東京の日本代表FW武藤嘉紀(22)が、ブンデスリーガ1部のマインツへの移籍を決断したことが29日、分かった。早ければ、今日30日の柏戦(味スタ)後にも発表される。東京とマインツのクラブ間の交渉は大筋で合意に達し、武藤本人の決断待ちとなっていた。メディカルチェックと契約書へのサインを残すものの、マインツ入りが事実上決定。プレミアリーグのチェルシーのほか、欧州の複数クラブによる争奪戦がようやく決着した。

 悩みに悩み抜いた武藤が、決断した。舞台はドイツ・ブンデスリーガ。今夏からマインツに移籍することを決めた。マインツ側にも意思を伝え、日程の最終調整を行っている。J1の第1ステージ(S)が終わる6月下旬にも渡独し、メディカルチェックを受けてからサインする運びだ。東京でのプレーは、今日30日の柏戦を含めたリーグ戦4試合とナビスコ杯1試合、計5試合となった。

 イングランドの名門チェルシーからオファーを受けて始まった移籍話。多くの欧州クラブが獲得に動く中で選んだのは、同じ日本代表FW岡崎が2シーズン在籍したマインツだった。4月に欧州視察したクラブ幹部がドイツで接触すると、即戦力として評価を受けた。4月下旬にはマインツのハイデルスポーツ・ディレクターが来日し、都内のホテルで直接交渉。高い評価を直接聞き、誠意に心を動かされた。

 クラブ間交渉は順調に進み、選択肢は次第に絞られていった。5月上旬に断りを入れたチェルシーからは、条件を上方修正して再オファーが届いた。それでも「試合に出られるところで」というこだわりを捨てず、新たな話を待ちながら、東京での試合に集中。複数の選択肢の中から、このほど決断に至った。

 移籍金は出来高込みで推定350万ユーロ(約4億7000万円)。年俸は推定110万ユーロで約1億5000万円と現在のおよそ7倍。海外1年目では異例の高額。4年契約でしっかりと腰を据えて成長し、将来的にプレミアリーグなどビッグクラブへの移籍を目指す。

 6月の東京のホーム試合は、第1S最終節の6月27日の清水戦だけ。その前は今日30日の柏戦以降、アウェー戦と日本代表戦が続く。順位は5位と首位戦線から1歩後退しているが「リーグ戦はもう4試合しかない。順位を1つでも上げるために、試合を落としたくない。勝ち続けたいというのが本音。まずは明日、チームのために走り回ります」。決意を秘めた言葉には力がこもっていた。

 <武藤の交渉経緯>

 ▽3月上旬 東京にチェルシーからオファーが届く。

 ▽4月8日 東京の大金社長がオファーを認める。武藤は「光栄ですが冷静に決断したい」。

 ▽4月下旬 マインツからオファーが届く。

 ▽5月6日 アウェー仙台戦で2得点。「今、サッカーを一生懸命やっているのは、海外移籍するためじゃない。東京で優勝したい気持ちが強いから」。

 ▽5月上旬 チェルシーに断りを入れる。

 ▽同12日 マインツから推定年俸100万ユーロ(約1億3500万円)を提示されていることが判明。

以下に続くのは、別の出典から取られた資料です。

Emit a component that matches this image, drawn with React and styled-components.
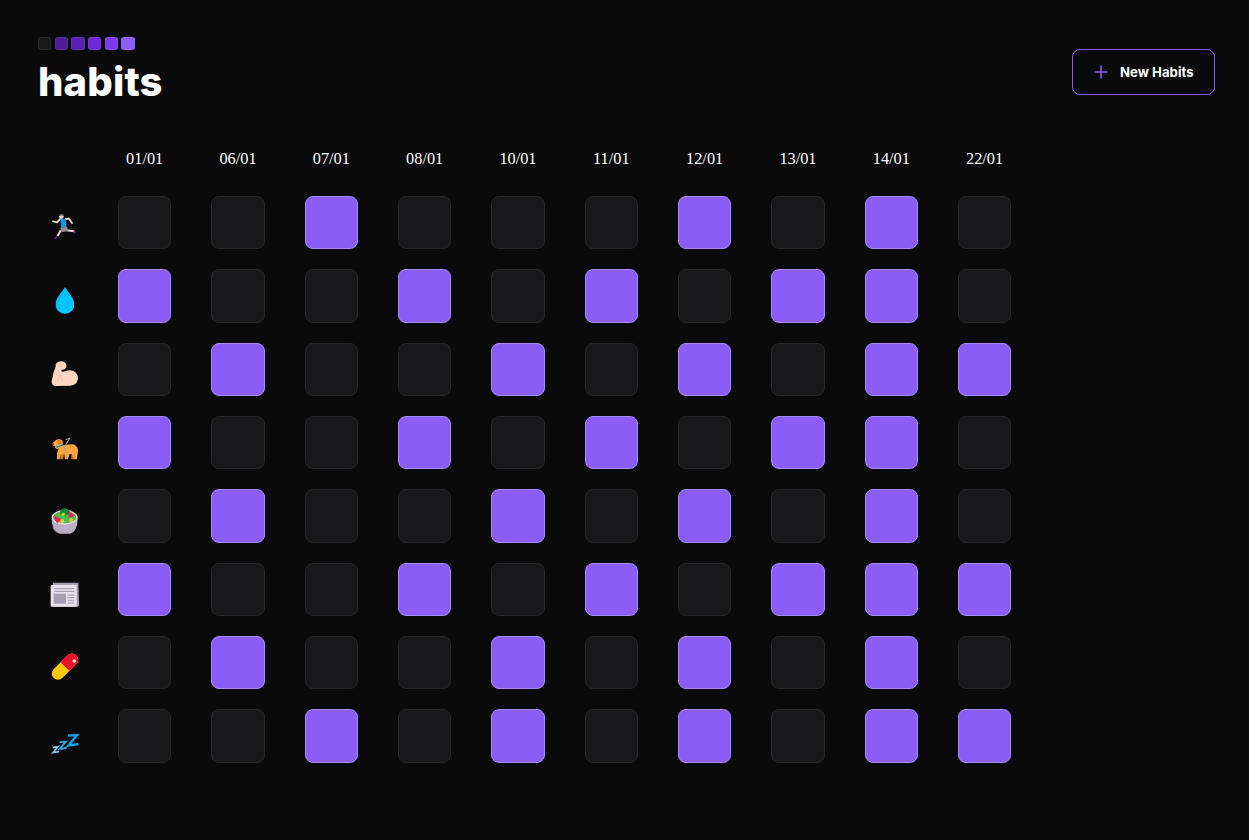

 ▽同21日 武藤の移籍について、東京の立石GMが「あとは本人が行きたいところを選んで、行き先を判断する。近いうちに発表しないといけない」。

 ▽同24日 マインツのハイデル氏は、武藤と接触を初めて認める。印象は「自信のある若者。聡明(そうめい)でフレンドリー」。

 ◆武藤嘉紀(むとう・よしのり)1992年(平4)7月15日、東京・世田谷区生まれ。松丘小時代はバディSC所属。中学から東京U-15深川でプレーしユース昇格。慶応高卒業時にトップ昇格の選択肢がある中で慶大進学。14年にサッカー部を退部し東京とプロ契約。昨季は33試合13得点、今季は13試合8得点。代表はデビュー2戦目のベネズエラ戦(14年9月)でゴール。国際Aマッチ11試合1得点。179センチ、72キロ。血液型A。

 ◆マインツ 1905年、ドイツ・ラインラント-プファルツ州に創設。現ドルトムントのクロップ監督のもと、04年にブンデスリーガ1部に昇格。後に2部に降格したが、09年に再び1部へ昇格。10-11年は史上最高の5位となり、欧州リーグ出場権を獲得。今季は11位に終わったが、加入2年目の岡崎は12得点で15得点の昨季に続きチーム得点王。本拠地コファス・アリーナは収容約3万4000人。マルティン・シュミット監督。